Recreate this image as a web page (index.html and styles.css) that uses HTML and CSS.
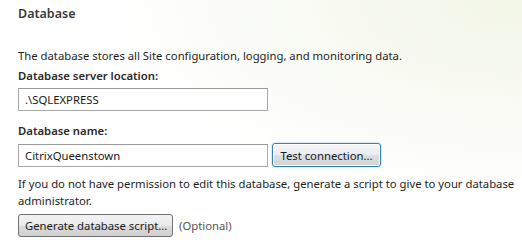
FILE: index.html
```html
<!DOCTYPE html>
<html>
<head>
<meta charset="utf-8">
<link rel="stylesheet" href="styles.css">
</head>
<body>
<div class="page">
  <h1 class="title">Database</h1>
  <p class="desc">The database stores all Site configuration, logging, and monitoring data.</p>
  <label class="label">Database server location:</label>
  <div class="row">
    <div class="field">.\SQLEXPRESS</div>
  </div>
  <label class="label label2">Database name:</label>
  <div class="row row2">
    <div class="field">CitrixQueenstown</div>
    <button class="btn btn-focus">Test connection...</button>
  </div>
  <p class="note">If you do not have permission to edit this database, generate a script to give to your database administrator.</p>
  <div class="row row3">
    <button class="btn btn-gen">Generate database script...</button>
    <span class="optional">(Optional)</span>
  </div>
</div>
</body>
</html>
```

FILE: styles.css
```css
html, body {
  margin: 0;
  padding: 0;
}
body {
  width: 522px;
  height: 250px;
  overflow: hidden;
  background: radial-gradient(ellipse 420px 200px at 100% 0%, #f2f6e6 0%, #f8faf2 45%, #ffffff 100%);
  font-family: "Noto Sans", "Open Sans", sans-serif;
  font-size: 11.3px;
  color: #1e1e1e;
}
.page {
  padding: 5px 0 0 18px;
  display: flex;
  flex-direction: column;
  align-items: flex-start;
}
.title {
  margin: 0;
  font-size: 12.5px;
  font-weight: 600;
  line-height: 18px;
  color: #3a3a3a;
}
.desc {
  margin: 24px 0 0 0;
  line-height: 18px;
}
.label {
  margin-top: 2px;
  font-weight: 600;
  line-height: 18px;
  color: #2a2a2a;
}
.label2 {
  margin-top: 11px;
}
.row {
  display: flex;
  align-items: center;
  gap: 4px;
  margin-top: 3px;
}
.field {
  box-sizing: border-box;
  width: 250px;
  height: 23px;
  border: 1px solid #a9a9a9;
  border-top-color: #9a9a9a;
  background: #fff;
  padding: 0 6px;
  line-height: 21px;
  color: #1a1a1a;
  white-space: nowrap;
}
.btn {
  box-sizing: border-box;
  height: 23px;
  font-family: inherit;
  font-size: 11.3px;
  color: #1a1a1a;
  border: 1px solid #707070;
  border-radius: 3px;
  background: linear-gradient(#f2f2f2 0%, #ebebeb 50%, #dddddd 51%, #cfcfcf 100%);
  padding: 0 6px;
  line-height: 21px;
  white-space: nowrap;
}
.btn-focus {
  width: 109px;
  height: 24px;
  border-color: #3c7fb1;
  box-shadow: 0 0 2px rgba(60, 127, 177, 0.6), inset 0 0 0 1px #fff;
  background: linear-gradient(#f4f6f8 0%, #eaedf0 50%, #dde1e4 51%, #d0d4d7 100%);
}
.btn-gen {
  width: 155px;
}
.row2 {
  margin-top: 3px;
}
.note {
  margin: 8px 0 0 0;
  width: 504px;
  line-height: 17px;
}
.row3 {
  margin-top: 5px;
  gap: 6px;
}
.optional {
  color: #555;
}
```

──────────

Without the pictures, print the whole listing exactly as given.

Recreate this image as a web page (index.html and styles.css) that uses HTML and CSS.
FILE: index.html
```html
<!DOCTYPE html>
<html>
<head>
<meta charset="utf-8">
<link rel="stylesheet" href="styles.css">
</head>
<body>
<div class="page">
  <h1 class="title">Database</h1>
  <p class="desc">The database stores all Site configuration, logging, and monitoring data.</p>
  <label class="label">Database server location:</label>
  <div class="row">
    <div class="field">.\SQLEXPRESS</div>
  </div>
  <label class="label label2">Database name:</label>
  <div class="row row2">
    <div class="field">CitrixQueenstown</div>
    <button class="btn btn-focus">Test connection...</button>
  </div>
  <p class="note">If you do not have permission to edit this database, generate a script to give to your database administrator.</p>
  <div class="row row3">
    <button class="btn btn-gen">Generate database script...</button>
    <span class="optional">(Optional)</span>
  </div>
</div>
</body>
</html>
```

FILE: styles.css
```css
html, body {
  margin: 0;
  padding: 0;
}
body {
  width: 522px;
  height: 250px;
  overflow: hidden;
  background: radial-gradient(ellipse 420px 200px at 100% 0%, #f2f6e6 0%, #f8faf2 45%, #ffffff 100%);
  font-family: "Noto Sans", "Open Sans", sans-serif;
  font-size: 11.3px;
  color: #1e1e1e;
}
.page {
  padding: 5px 0 0 18px;
  display: flex;
  flex-direction: column;
  align-items: flex-start;
}
.title {
  margin: 0;
  font-size: 12.5px;
  font-weight: 600;
  line-height: 18px;
  color: #3a3a3a;
}
.desc {
  margin: 24px 0 0 0;
  line-height: 18px;
}
.label {
  margin-top: 2px;
  font-weight: 600;
  line-height: 18px;
  color: #2a2a2a;
}
.label2 {
  margin-top: 11px;
}
.row {
  display: flex;
  align-items: center;
  gap: 4px;
  margin-top: 3px;
}
.field {
  box-sizing: border-box;
  width: 250px;
  height: 23px;
  border: 1px solid #a9a9a9;
  border-top-color: #9a9a9a;
  background: #fff;
  padding: 0 6px;
  line-height: 21px;
  color: #1a1a1a;
  white-space: nowrap;
}
.btn {
  box-sizing: border-box;
  height: 23px;
  font-family: inherit;
  font-size: 11.3px;
  color: #1a1a1a;
  border: 1px solid #707070;
  border-radius: 3px;
  background: linear-gradient(#f2f2f2 0%, #ebebeb 50%, #dddddd 51%, #cfcfcf 100%);
  padding: 0 6px;
  line-height: 21px;
  white-space: nowrap;
}
.btn-focus {
  width: 109px;
  height: 24px;
  border-color: #3c7fb1;
  box-shadow: 0 0 2px rgba(60, 127, 177, 0.6), inset 0 0 0 1px #fff;
  background: linear-gradient(#f4f6f8 0%, #eaedf0 50%, #dde1e4 51%, #d0d4d7 100%);
}
.btn-gen {
  width: 155px;
}
.row2 {
  margin-top: 3px;
}
.note {
  margin: 8px 0 0 0;
  width: 504px;
  line-height: 17px;
}
.row3 {
  margin-top: 5px;
  gap: 6px;
}
.optional {
  color: #555;
}
```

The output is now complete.